Эли Брандт был так многогранен.

– Не считая вас, – сказала Жени.

– Ты славная девушка, – глаза врача остановились на ее губах.

– Уже не девушка.

Хирург рассмеялся, оторвал глаза от губ, разглядывая все ее лицо.

– Ну хорошо, молодая женщина. Но достаточно молодая, чтобы годиться мне в дочери.

– Нет!

– Да, – мягко настаивал он. – Тебе известно, что у нас с Алисой нет детей. Но если бы они родились, то были бы как раз твоего возраста.

– А ваш брак… счастливый? – Жени от смущения опустила глаза.

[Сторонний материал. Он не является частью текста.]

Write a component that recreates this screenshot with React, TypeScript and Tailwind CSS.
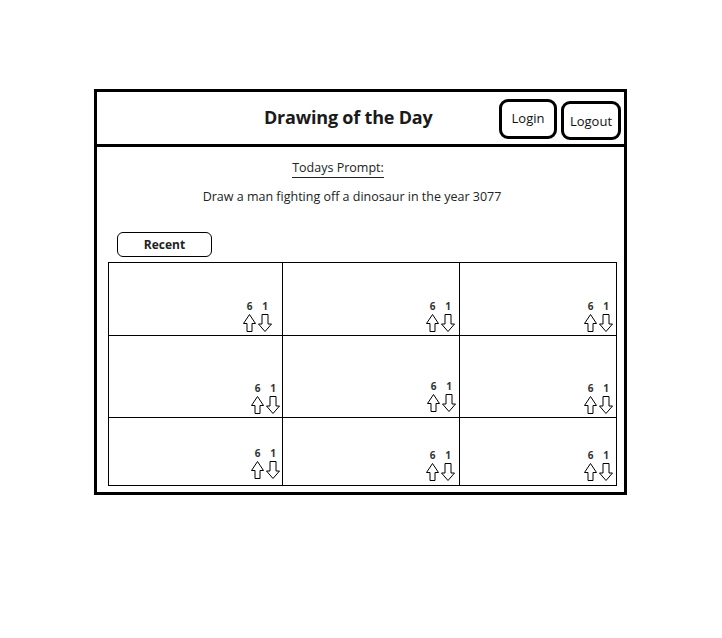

– Не уверен, что знаю, какими бывают счастливые браки. Мы с Алисой привыкли друг к другу. Наш союз вряд ли основан на страсти. Не думаю, что когда-нибудь я был влюблен в Алису, но я ей предан. Долгие годы она мне помогала. Она во мне нуждается, и взамен я плачу ей верностью, – своеобразной, подумал он про себя. Но всегда, даже в периоды своих загулов, он оставался верен их браку. Жени же не та девушка, с которой можно поиграть и бросить. Слишком для этого необыкновенная.

Он попросил счет.

Жени думала, что пригласит его к себе, – когда он подвез ее к дому. Предложит коньяк или портвейн. Еще не поздно.

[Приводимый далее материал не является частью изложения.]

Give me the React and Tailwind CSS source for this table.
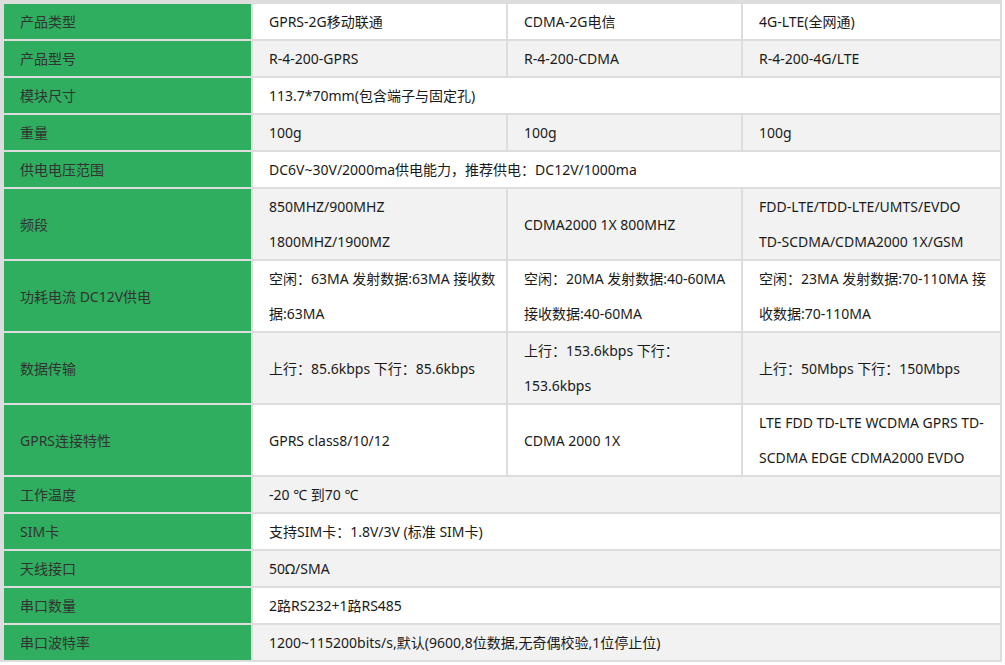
import React from 'react';

const rows = [
  { label: '产品类型', cells: [['GPRS-2G移动联通'], ['CDMA-2G电信'], ['4G-LTE(全网通)']] },
  { label: '产品型号', cells: [['R-4-200-GPRS'], ['R-4-200-CDMA'], ['R-4-200-4G/LTE']] },
  { label: '模块尺寸', span: ['113.7*70mm(包含端子与固定孔)'] },
  { label: '重量', cells: [['100g'], ['100g'], ['100g']] },
  { label: '供电电压范围', span: ['DC6V~30V/2000ma供电能力，推荐供电：DC12V/1000ma'] },
  {
    label: '频段',
    cells: [
      ['850MHZ/900MHZ', '1800MHZ/1900MZ'],
      ['CDMA2000 1X 800MHZ'],
      ['FDD-LTE/TDD-LTE/UMTS/EVDO', 'TD-SCDMA/CDMA2000 1X/GSM'],
    ],
  },
  {
    label: '功耗电流 DC12V供电',
    cells: [
      ['空闲：63MA 发射数据:63MA 接收数', '据:63MA'],
      ['空闲：20MA 发射数据:40-60MA', '接收数据:40-60MA'],
      ['空闲：23MA 发射数据:70-110MA 接', '收数据:70-110MA'],
    ],
  },
  {
    label: '数据传输',
    cells: [
      ['上行：85.6kbps 下行：85.6kbps'],
      ['上行：153.6kbps 下行：', '153.6kbps'],
      ['上行：50Mbps 下行：150Mbps'],
    ],
  },
  {
    label: 'GPRS连接特性',
    cells: [
      ['GPRS class8/10/12'],
      ['CDMA 2000 1X'],
      ['LTE FDD TD-LTE WCDMA GPRS TD-', 'SCDMA EDGE CDMA2000 EVDO'],
    ],
  },
  { label: '工作温度', span: ['-20 ℃ 到70 ℃'] },
  { label: 'SIM卡', span: ['支持SIM卡：1.8V/3V (标准 SIM卡)'] },
  { label: '天线接口', span: ['50Ω/SMA'] },
  { label: '串口数量', span: ['2路RS232+1路RS485'] },
  { label: '串口波特率', span: ['1200~115200bits/s,默认(9600,8位数据,无奇偶校验,1位停止位)'] },
];

function Lines({ lines }) {
  return (
    <div>
      {lines.map((l, i) => (
        <div key={i} className="whitespace-nowrap">{l}</div>
      ))}
    </div>
  );
}

export default function App() {
  return (
    <div className="w-[1005px] h-[665px] bg-white">
      <div
        className="w-[1002px] grid grid-cols-[247px_253px_233px_257px] gap-[2px] bg-[#dddddd] pt-[4px] pl-[4px] pr-[2px] pb-[2px] text-[14px] leading-[35px] text-[#1a1a1a]"
        style={{ fontFamily: '"Noto Sans", "Noto Sans CJK SC", sans-serif' }}
      >
        {rows.map((r, i) => {
          const bg = i % 2 === 0 ? 'bg-white' : 'bg-[#f2f2f2]';
          return (
            <React.Fragment key={r.label}>
              <div className="bg-[#2eae5e] text-[#333333] pl-4 flex items-center whitespace-nowrap">
                {r.label}
              </div>
              {r.span ? (
                <div className={'col-span-3 pl-4 flex items-center ' + bg}>
                  <Lines lines={r.span} />
                </div>
              ) : (
                r.cells.map((c, j) => (
                  <div key={j} className={'pl-4 flex items-center ' + bg}>
                    <Lines lines={c} />
                  </div>
                ))
              )}
            </React.Fragment>
          );
        })}
      </div>
    </div>
  );
}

Но Эли не выключил мотор, только наклонился и поцеловал в щеку.

А Жени посмотрела на окна вверх. Везде горел свет. Она открыла дверцу машины и выскочила наружу. Что-то было ужасно не так.

Свет во всех комнатах, как будто в разгаре вечеринка. Но дом пуст. Жени рванулась вверх по лестнице к Сониной двери. Распахнула – на кровати никого. Постель аккуратно прибрана. Рядом изможденная Бетти:

– Ее нет, мисс Сареева.

– Где же она? Где?

– Нет, – отрывистое движение кисти пояснило значение сказанного. – Ушла. Угасла. Ее забрали. На скорую помощь. Но слишком поздно. Старались изо всех сил. Но она умерла по дороге в больницу.

Глаза Жени блуждали. То останавливались на аккуратно застеленной кровати, то вновь скользили к лицу Бетти. До нее все еще не доходил смысл слов.

– А Григорий?

– Уехал с ней. Его, наверное, скоро привезут. Бедняга.

– Бедняга, – эхом отозвалась Жени. Плечи вздрагивали. Грудь сдавила тяжесть одиночества.